Discussion in ''Da Nailhead' started by 64wildcat, Feb 27, 2004.

  1. 64wildcat

    64wildcat Cruisin' the Smokies

    Okay, you guys helped out yesterday by telling us where my 17 year old son should have the timing marks on his 64 Wildcat while replacing the chain and sprokets. He got that done on his snow day but when he went to start it the engine would fire but wouldn't stay running. If he holds the key in the position to start it the engine will idle. As soon as he lets the key return to what should be the normal running position the engine cuts out. He never moved the distributor but I don't know if that the problem... I'm no timing expert! He checked the coil wires and they both have good connections. Any ideas on what's up? We appreciate all your help.:beer
     
  2. LARRY70GS

    LARRY70GS a.k.a. "THE WIZARD" Staff Member

    Put a voltmeter between the + side of the coil and ground. Check for voltage in the crank and run positions. If you are holding the key in the crank position, the motor is being driven by the starter motor. How could it idle ? Have you touched any wires down near the starter?
     
  3. The Old Guy

    The Old Guy Joe Taubitz

    The coil should have 12V from the solenoid when the starter is engaged, and8V when in the run position. The easiest way to check the risistor wire is to run a hot wire from the plus side of the battery to the plus side of the coil. If it runs ( which it will) ,that means your resistor wire or ignition switch is bad.
     
  4. 64wildcat

    64wildcat Cruisin' the Smokies

    I don't know if he touched anything down by the starter or not... if he did could that be the problem? Several months ago his starter went out and as a surprise I had it rebuilt for him. He didn't have any problems with it after that. So when he checks the coil wires what should he find? Last night he was so disappointed he was going to go to bed at 6PM. That's not good for a 17 year old on Friday night. We're hoping to get this thing beat. Thanks for the help.:beer
     
  5. 64wildcat

    64wildcat Cruisin' the Smokies

    A new update.... he tried running a wire from the coil to the battery yesterday. It didn't work. When he did that he says the cars fired up just like it did with the key and cut right out again. Basically it was the same as with the key. He tried disconnecting the ignition switch and jumpering across it too... same results. I've been out there when he starts it. It sounds good but cuts right out.
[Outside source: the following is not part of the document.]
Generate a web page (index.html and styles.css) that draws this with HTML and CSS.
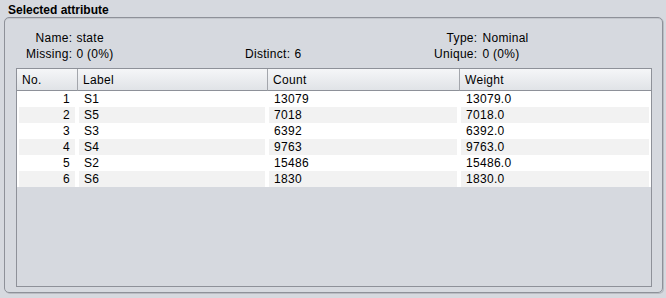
FILE: index.html
```html
<!DOCTYPE html>
<html lang="en">
<head>
    <meta charset="UTF-8">
    <title>Selected attribute</title>
    <link rel="stylesheet" href="styles.css">
</head>
<body>
    <div class="title">Selected attribute</div>
    <div class="box">
        <div class="info">
            <div class="group first">
                <span class="lbl">Name:</span><span>state</span>
                <span class="lbl">Missing:</span><span>0 (0%)</span>
            </div>
            <div class="group second">
                <span class="lbl row2">Distinct:</span><span class="row2">6</span>
            </div>
            <div class="group third">
                <span class="lbl">Type:</span><span>Nominal</span>
                <span class="lbl">Unique:</span><span>0 (0%)</span>
            </div>
        </div>
        <div class="pane">
            <table class="values">
                <colgroup>
                    <col style="width:60px">
                    <col style="width:190px">
                    <col style="width:192px">
                    <col>
                </colgroup>
                <thead>
                    <tr><th>No.</th><th>Label</th><th>Count</th><th>Weight</th></tr>
                </thead>
                <tbody id="rows"></tbody>
            </table>
        </div>
    </div>

    <script>
        const data = [
            ['S1', 13079], ['S5', 7018], ['S3', 6392],
            ['S4', 9763], ['S2', 15486], ['S6', 1830]
        ];
        const rows = document.getElementById('rows');
        data.forEach((d, i) => {
            const tr = document.createElement('tr');
            tr.innerHTML = '<td class="num">' + (i + 1) + '</td><td>' + d[0] + '</td><td>' + d[1] + '</td><td>' + d[1].toFixed(1) + '</td>';
            rows.appendChild(tr);
        });
    </script>
</body>
</html>
```

FILE: styles.css
```css
html, body {
    margin: 0;
    height: 298px;
    overflow: hidden;
}
body {
    background: #d6d9df;
    font-family: "Liberation Sans", Arial, sans-serif;
    font-size: 12px;
    letter-spacing: 0.3px;
    color: #000;
    display: flex;
    flex-direction: column;
}
.title {
    font-weight: bold;
    padding: 4px 8px 0;
    line-height: 13px;
    letter-spacing: 0;
}
.box {
    flex: 1;
    margin: 0 3px 5px 4px;
    border: 1px solid #8e9199;
    border-radius: 5px;
    box-shadow: 1px 1px 0 #b9bcc2, inset 0 1px 0 #c4c7cd;
    display: flex;
    flex-direction: column;
}
.info {
    display: flex;
    padding: 12px 0 0 21px;
    line-height: 16px;
}
.group {
    display: grid;
    grid-template-columns: auto auto;
    grid-template-rows: 16px 16px;
    column-gap: 4px;
    align-content: start;
    justify-content: start;
}
.group.first {
    width: 219px;
}
.group.second {
    width: 189px;
}
.group.third {
    column-gap: 5px;
}
.lbl {
    text-align: right;
}
.row2 {
    grid-row: 2;
}
.pane {
    flex: 1;
    margin: 6px 10px 5px 11px;
    border: 1px solid #8e9199;
    background: #d6d9df;
}
.values {
    width: 100%;
    table-layout: fixed;
    border-collapse: separate;
    border-spacing: 0;
}
.values th {
    height: 21px;
    padding: 0 5px;
    font-weight: normal;
    text-align: left;
    background: linear-gradient(#f5f6f8, #e0e3e7);
    border-bottom: 1px solid #8e9199;
    border-left: 1px solid #a3a6ac;
}
.values th:first-child {
    border-left: none;
}
.values td {
    height: 16px;
    padding: 0 5px;
    line-height: 16px;
    background: #fff;
    white-space: nowrap;
}
.values tbody tr td {
    border-left: 2px solid #fff;
    border-right: 2px solid #fff;
}
.values tbody tr:nth-child(even) td {
    background: #f2f2f2;
}
.values td.num {
    text-align: right;
}
```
It's backfired a couple times though, something it never did before it jumped timing. Any ideas? We appreciate the help, thank you!:3gears:
     
  6. The Old Guy

    The Old Guy Joe Taubitz

    It does not seem reasonable that the engine will not run with a hot wire. Your coil should have the minus side going to the distributor, and the plus to the harness. if you put a hot lead from the battery to the harness side of the coil and it doesn't run, but will run as long as you hold the key in the start position., I don't have a clue.
     
  7. 64wildcat

    64wildcat Cruisin' the Smokies

    I've got some more info that might help. He just went out to check his baby and found out that he had left the ignition switch on. He tried cranking it over to see if the battery was dead and it wasn't at all. Does this mean it's probably the ignition switch? It's kind of a mystery to me as I'm not the master of electrical or timing problems. Put the thinking cap on guys and help us out... he's dying to have her running. Thanks for the help, you've all been great.:3gears:
     
  8. nailheadina67

    nailheadina67 Official Nailheader

    You said it backfired.....that's a clue. Did he mix up the plug wires?

    If the valve timing is off, it likely threw off the spark timing as well, and that would explain the backfire. Don't try to compensate for the wrong valve timing by re-adjusting the ignition timing....it won't work.
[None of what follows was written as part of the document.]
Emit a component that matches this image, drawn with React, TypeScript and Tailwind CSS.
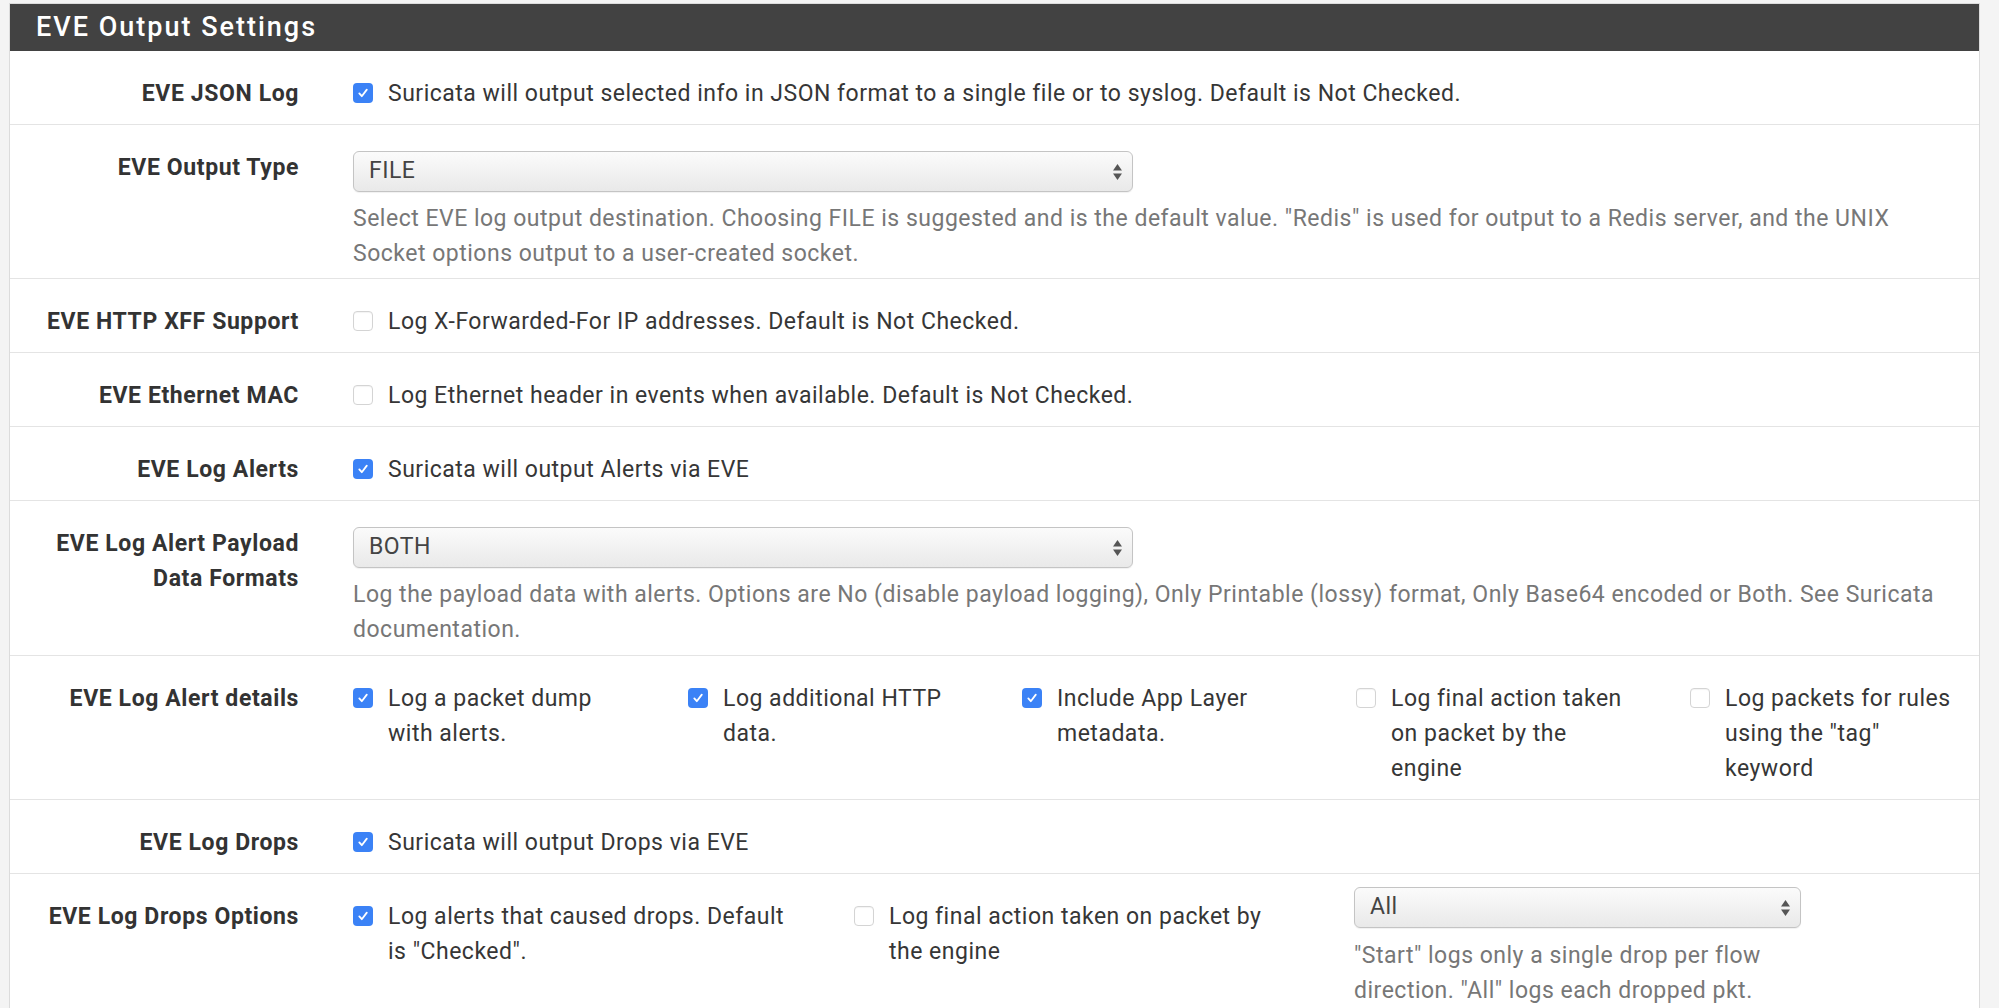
import React from "react";

const font = { fontFamily: "Roboto, 'Liberation Sans', sans-serif" };

function Check({ checked }: { checked: boolean }) {
  return checked ? (
    <span className="mt-[7px] flex h-[20px] w-[20px] shrink-0 items-center justify-center rounded-[4px] bg-[#3b82f6]">
      <svg width="12" height="12" viewBox="0 0 12 12" fill="none">
        <path d="M2.3 6.4 L4.8 9.2 L9.8 2.6" stroke="white" strokeWidth="1.8" strokeLinecap="round" strokeLinejoin="round" />
      </svg>
    </span>
  ) : (
    <span className="mt-[7px] block h-[20px] w-[20px] shrink-0 rounded-[4px] border border-[#d4d4d4] bg-white shadow-[inset_0_1px_1px_rgba(0,0,0,0.05)]" />
  );
}

function CheckItem({ checked, children, className = "" }: { checked: boolean; children: React.ReactNode; className?: string }) {
  return (
    <div className={"flex items-start gap-[15px] " + className}>
      <Check checked={checked} />
      <span className="whitespace-nowrap text-[23px] leading-[35px] tracking-[0.5px] text-[#363636]">{children}</span>
    </div>
  );
}

function Select({ value, className = "" }: { value: string; className?: string }) {
  return (
    <div
      className={
        "flex h-[41px] items-center justify-between rounded-[6px] border border-[#c4c4c4] bg-gradient-to-b from-[#fbfbfb] to-[#e9e9e9] pl-[15px] pr-[9px] shadow-[0_1px_1px_rgba(0,0,0,0.06)] " +
        className
      }
    >
      <span className="text-[23px] tracking-[0.5px] text-[#444]">{value}</span>
      <svg width="11" height="20" viewBox="0 0 11 20">
        <path d="M5.5 2 L10 8.5 L1 8.5 Z" fill="#555" />
        <path d="M5.5 18 L10 11.5 L1 11.5 Z" fill="#555" />
      </svg>
    </div>
  );
}

function Help({ children, className = "" }: { children: React.ReactNode; className?: string }) {
  return (
    <div className={"whitespace-nowrap text-[23px] leading-[35px] tracking-[0.5px] text-[#777] " + className}>{children}</div>
  );
}

function Row({ label, children, pb = "pb-[13px]" }: { label: React.ReactNode; children: React.ReactNode; pb?: string }) {
  return (
    <div className={"flex border-b border-[#e4e4e4] pt-[25px] " + pb}>
      <div className="w-[289px] shrink-0 text-right text-[23px] font-bold leading-[35px] tracking-[0.6px] text-[#333]">
        {label}
      </div>
      <div className="ml-[54px] min-w-0 flex-1">{children}</div>
    </div>
  );
}

export default function App() {
  return (
    <div className="min-h-screen overflow-hidden bg-[#f4f4f4] pl-[9px] pr-[19px] pt-[3px]" style={font}>
      <div className="border border-[#dcdcdc] bg-white">
        <div className="flex h-[47px] items-center bg-[#424242] pl-[26px] text-[27px] font-medium tracking-[2px] text-white">
          EVE Output Settings
        </div>

        <Row label="EVE JSON Log">
          <CheckItem checked>
            Suricata will output selected info in JSON format to a single file or to syslog. Default is Not Checked.
          </CheckItem>
        </Row>

        <Row label="EVE Output Type" pb="pb-[7px]">
          <Select value="FILE" className="mt-[1px] w-[780px]" />
          <Help className="mt-[9px]">
            Select EVE log output destination. Choosing FILE is suggested and is the default value. "Redis" is used for output to a Redis server, and the UNIX
            <br />
            Socket options output to a user-created socket.
          </Help>
        </Row>

        <Row label="EVE HTTP XFF Support">
          <CheckItem checked={false}>Log X-Forwarded-For IP addresses. Default is Not Checked.</CheckItem>
        </Row>

        <Row label="EVE Ethernet MAC">
          <CheckItem checked={false}>Log Ethernet header in events when available. Default is Not Checked.</CheckItem>
        </Row>

        <Row label="EVE Log Alerts">
          <CheckItem checked>Suricata will output Alerts via EVE</CheckItem>
        </Row>

        <Row
          label={
            <>
              EVE Log Alert Payload
              <br />
              Data Formats
            </>
          }
          pb="pb-[8px]"
        >
          <Select value="BOTH" className="mt-[1px] w-[780px]" />
          <Help className="mt-[9px]">
            Log the payload data with alerts. Options are No (disable payload logging), Only Printable (lossy) format, Only Base64 encoded or Both. See Suricata
            <br />
            documentation.
          </Help>
        </Row>

        <Row label="EVE Log Alert details">
          <div className="flex">
            <CheckItem checked className="w-[335px]">
              Log a packet dump
              <br />
              with alerts.
            </CheckItem>
            <CheckItem checked className="w-[334px]">
              Log additional HTTP
              <br />
              data.
            </CheckItem>
            <CheckItem checked className="w-[334px]">
              Include App Layer
              <br />
              metadata.
            </CheckItem>
            <CheckItem checked={false} className="w-[334px]">
              Log final action taken
              <br />
              on packet by the
              <br />
              engine
            </CheckItem>
            <CheckItem checked={false} className="w-[250px]">
              Log packets for rules
              <br />
              using the "tag"
              <br />
              keyword
            </CheckItem>
          </div>
        </Row>

        <Row label="EVE Log Drops">
          <CheckItem checked>Suricata will output Drops via EVE</CheckItem>
        </Row>

        <Row label="EVE Log Drops Options" pb="pb-[20px]">
          <div className="flex">
            <CheckItem checked className="w-[501px]">
              Log alerts that caused drops. Default
              <br />
              is "Checked".
            </CheckItem>
            <CheckItem checked={false} className="w-[500px]">
              Log final action taken on packet by
              <br />
              the engine
            </CheckItem>
            <div className="-mt-[12px]">
              <Select value="All" className="w-[447px]" />
              <Help className="mt-[10px]">
                "Start" logs only a single drop per flow
                <br />
                direction. "All" logs each dropped pkt.
              </Help>
            </div>
          </div>
        </Row>
      </div>
    </div>
  );
}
    There is a way to check the valve timing without removing the timing cover: Remove the right side valve cover, and watch cyl. #1 in the front. While rotating the crank back and forth with a breaker bar, at the point where the rockers balance equally the piston should be at top center. (you have to remove the spark plug and insert a long screwdriver in the hole to see this) If the rockers don't seem to move try rotating the crank one full turn, the motor can't be on the compression stroke for this test.

    I'll be watching this thread. Good luck!:bglasses:
     
  9. LARRY70GS

    LARRY70GS a.k.a. "THE WIZARD" Staff Member

    Let me try and explain how voltage flows in the points system. The coil + gets votage from a wire that runs from the firewall(near the fuse block, engine side). Part of that wire is a resistance wire, that drops voltage down to about 7 volts when the car is running to help the points last. There is a wire that runs from the starter solenoid "R" terminal up to the feed wire from the firewall. It bypasses the resistance portion of the feed wire to supply full battery voltage to the coil for a quick start. There is only voltage from the "R" terminal when cranking the motor. After the engine starts, and the key is in the run position, voltage runs through the feed/resistance wire. If the car seems to start quickly when the key is turned, and will only keep running with the starter cranking, you may be losing the voltage through the main feed from the firewall. You need to measure the voltage at the coil positive, with the key in the run position.(I hope you have a voltmeter) Check your wiring between the firewall and the coil, and make sure the wires at the starter are right.